## INSTRUCTIONS TO FOLLOW
Take each line that has the word "React" and return it.

## AVAILABLE DATA
-=-=-=-=-

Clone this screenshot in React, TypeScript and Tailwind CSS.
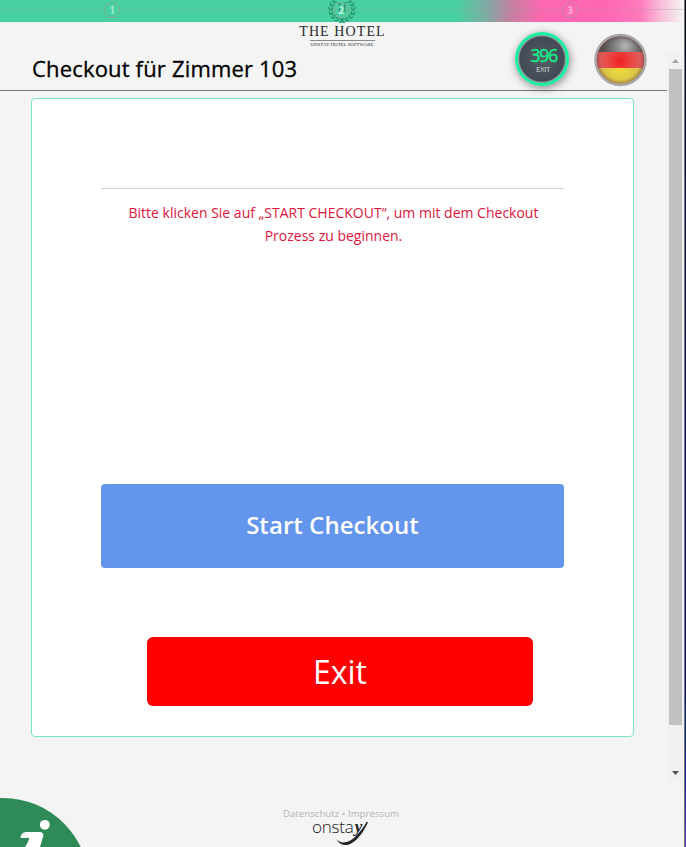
import React from "react";

const laurel = Array.from({ length: 14 }, (_, i) => {
  const side = i % 2 === 0 ? 1 : -1;
  const deg = 82 - Math.floor(i / 2) * 22;
  const a = (deg * Math.PI) / 180;
  return { x: 14 + side * 11.3 * Math.cos(a), y: 9.5 + 11.3 * Math.sin(a), deg: side === 1 ? deg - 90 : 270 - deg };
});

function Step({ n, className }: { n: number; className: string }) {
  return (
    <div className={`flex h-[16px] w-[16px] items-center justify-center rounded-full border text-[10px] leading-none font-bold ${className}`}>
      {n}
    </div>
  );
}

function Stepper() {
  return (
    <div className="relative h-[22px] shrink-0 bg-[linear-gradient(90deg,#48d1a0_0px,#48d1a0_456px,#7cacA4_485px,#c4819f_511px,#fb68b0_540px,#ff66b4_605px,#ff7abb_640px,#f8bbd7_660px,#f4f4f4_683px)]">
      <div className="absolute top-[9px] left-0 h-px w-full bg-[#9a9a9a]/35" />
      <svg className="absolute top-0 left-[327px]" width="30" height="24" viewBox="0 0 28 24">
        <g fill="#25976f">
          {laurel.map((l, i) => (
            <g key={i} transform={`translate(${l.x} ${l.y}) rotate(${l.deg})`}>
              <ellipse cx="0" cy="1.4" rx="2.2" ry="0.8" transform="rotate(28)" />
              <ellipse cx="0" cy="-1.4" rx="2.2" ry="0.8" transform="rotate(-28)" />
            </g>
          ))}
        </g>
        <path d="M11.5 3v9M17 3v9M10 3h3M15.5 3h3M11 7h6" stroke="#218f69" strokeWidth="1.2" fill="none" />
      </svg>
      <div className="relative flex pt-[2px] pl-[104px]">
        <Step n={1} className="border-[#7fab98] bg-[#48d1a0] text-[#a1e9cf]" />
        <Step n={2} className="ml-[213px] border-[#7fab98] text-[#b6f3de]" />
        <Step n={3} className="ml-[213px] border-[#c583a6] bg-[#fd68b2] text-[#ffabd6]" />
      </div>
    </div>
  );
}

function GermanFlag() {
  return (
    <svg width="54" height="54" viewBox="0 0 54 54">
      <defs>
        <clipPath id="disc"><circle cx="27.5" cy="27" r="24.5" /></clipPath>
        <radialGradient id="black" gradientUnits="userSpaceOnUse" cx="32" cy="13" r="22">
          <stop offset="0" stopColor="#b5b5b5" /><stop offset=".5" stopColor="#7d7d7d" /><stop offset="1" stopColor="#55534f" />
        </radialGradient>
        <radialGradient id="red" gradientUnits="userSpaceOnUse" cx="27" cy="28" r="25">
          <stop offset="0" stopColor="#f02020" /><stop offset=".5" stopColor="#ea4a48" /><stop offset="1" stopColor="#db6666" />
        </radialGradient>
        <radialGradient id="gold" gradientUnits="userSpaceOnUse" cx="27" cy="35" r="26">
          <stop offset="0" stopColor="#f0dc3c" /><stop offset="1" stopColor="#cdb54e" />
        </radialGradient>
        <radialGradient id="shade" cx="50%" cy="50%" r="50%">
          <stop offset=".8" stopColor="#63383d" stopOpacity="0" /><stop offset="1" stopColor="#63383d" stopOpacity=".5" />
        </radialGradient>
      </defs>
      <g clipPath="url(#disc)">
        <rect width="54" height="19" fill="url(#black)" />
        <rect y="19" width="54" height="16" fill="url(#red)" />
        <rect y="35" width="54" height="19" fill="url(#gold)" />
        <circle cx="27.5" cy="27" r="24.5" fill="url(#shade)" />
      </g>
      <circle cx="27.5" cy="27" r="25" fill="none" stroke="#aaa6a8" strokeWidth="2.4" />
    </svg>
  );
}

function Header() {
  return (
    <header className="relative flex h-[69px] shrink-0 border-b border-[#777] text-black">
      <h1 className="mt-[30px] ml-[32px] w-[484px] text-[22px] leading-[32px] font-medium tracking-[.17px] whitespace-nowrap [-webkit-text-stroke:.3px_black]">Checkout für Zimmer 103</h1>
      <div className="absolute top-0 left-[292px] flex w-[100px] flex-col items-center">
        <div className="mt-[3px] pl-px text-[14px] leading-[14px] tracking-[1.1px] whitespace-nowrap text-[#292929] [font-family:'Liberation_Serif',serif]">THE HOTEL</div>
        <div className="mt-px h-px w-[65px] bg-[#888]" />
        <div className="mt-[1px] text-[4.9px] leading-[6px] whitespace-nowrap text-[#333] [font-family:'Liberation_Serif',serif]">ONSTAY HOTEL SOFTWARE</div>
      </div>
      <button className="mt-[10px] -ml-px flex h-[54px] w-[54px] shrink-0 flex-col items-center rounded-full border-[3.5px] border-[#18efa0] bg-[radial-gradient(circle_closest-side,#555c64_0%,#414b55_92%,#9a9d9f_98%)] shadow-[1px_2px_8px_rgba(0,0,0,.45)]">
        <span className="mt-[12px] ml-[3px] text-[18px] leading-[17px] font-medium tracking-[-1.4px] text-[#19ec89] [-webkit-text-stroke:.4px_#19ec89]">396</span>
        <span className="ml-[2px] text-[8px] leading-[9px] tracking-[-.4px] text-[#d2d5d8]">EXIT</span>
      </button>
      <button className="mt-[11px] ml-[24px] h-[54px] w-[54px] shrink-0"><GermanFlag /></button>
    </header>
  );
}

function CheckoutCard() {
  return (
    <section className="mt-[7px] ml-[31px] flex h-[639px] w-[603px] shrink-0 flex-col rounded border border-[#79e7c4] bg-white px-[69px]">
      <hr className="mt-[89px] border-[#d1d1d1]" />
      <p className="mt-[12px] ml-[2px] text-center text-[14px] leading-[23px] text-[#dc143c]">
        Bitte klicken Sie auf „START CHECKOUT“, um mit dem Checkout<br />Prozess zu beginnen.
      </p>
      <button className="mt-[237px] h-[84px] w-[463px] shrink-0 rounded bg-[#6495ed] pb-[3px] text-[24px] font-semibold tracking-[.05px] text-white">Start Checkout</button>
      <button className="mt-[69px] ml-[46px] h-[69px] w-[386px] shrink-0 rounded-md bg-[#f00] text-[32px] text-white">Exit</button>
    </section>
  );
}

function Scrollbar() {
  return (
    <div className="mt-[30px] flex h-[730px] w-[17px] shrink-0 flex-col items-center bg-[#f1f1f1]">
      <svg className="shrink-0" width="17" height="17"><path d="M5 11h7L8.5 7z" fill="#a3a3a3" /></svg>
      <div className="h-[656px] w-[13px] bg-[#c1c1c1]" />
      <svg className="mt-[40px] shrink-0" width="17" height="17"><path d="M5 6h7L8.5 10z" fill="#505050" /></svg>
    </div>
  );
}

function Footer() {
  return (
    <footer className="relative flex min-h-0 flex-1 overflow-hidden">
      <div className="absolute top-[16px] left-[-83px] h-[176px] w-[172px] rounded-full bg-[#2e8b57]">
        <svg className="absolute top-0 left-[83px]" width="85" height="60" viewBox="0 0 85 60">
          <circle cx="44.8" cy="26.8" r="4.9" fill="white" />
          <path d="M20.5 40C21 36 23 34 27 34H39C43 34 44 36 43 39L36 62H18L20 49H25L28 44C30 40 29 39 26 40Z" fill="white" />
        </svg>
      </div>
      <div className="ml-[271px] flex w-[140px] flex-col items-center pt-[26px]">
        <div className="text-[9.7px] leading-[11px] whitespace-nowrap text-[#b5b5b5]">Datenschutz • Impressum</div>
        <div className="relative flex h-[28px] w-[62px] pl-[2px] text-[17px] leading-[15px] text-[#202020]">
          <span className="tracking-[-.2px] [font-family:'Open_Sans',sans-serif] [font-weight:300]">onsta</span>
          <span className="ml-px font-bold italic [font-family:'Liberation_Serif',serif]">y</span>
          <svg className="absolute top-0 left-0" width="62" height="28">
            <path d="M58 3C53 15 43 27.500 34 26C30.500 25.400 28 23 26 20C31 25.500 39 24 45 18C50 13 54 8 56.500 3Z" fill="#222" />
          </svg>
        </div>
      </div>
    </footer>
  );
}

export default function App() {
  return (
    <div className="flex h-[847px] w-[686px] overflow-hidden bg-[#f4f4f4] [font-family:'Open_Sans','Noto_Sans',sans-serif]">
      <div className="flex w-[684px] shrink-0 flex-col">
        <Stepper />
        <div className="flex h-[760px] shrink-0">
          <main className="flex w-[667px] shrink-0 flex-col">
            <Header />
            <CheckoutCard />
          </main>
          <Scrollbar />
        </div>
        <Footer />
      </div>
      <div className="w-px bg-[#777]" />
      <div className="w-px bg-[linear-gradient(#080b20_0%,#08086a_50%,#05056a_80%,#002c79_86%,#2020a0_92%,#5633b5_100%)]" />
    </div>
  );
}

-=-=-=-=-

## ANSWER
Clone this screenshot in React, TypeScript and Tailwind CSS.
import React from "react";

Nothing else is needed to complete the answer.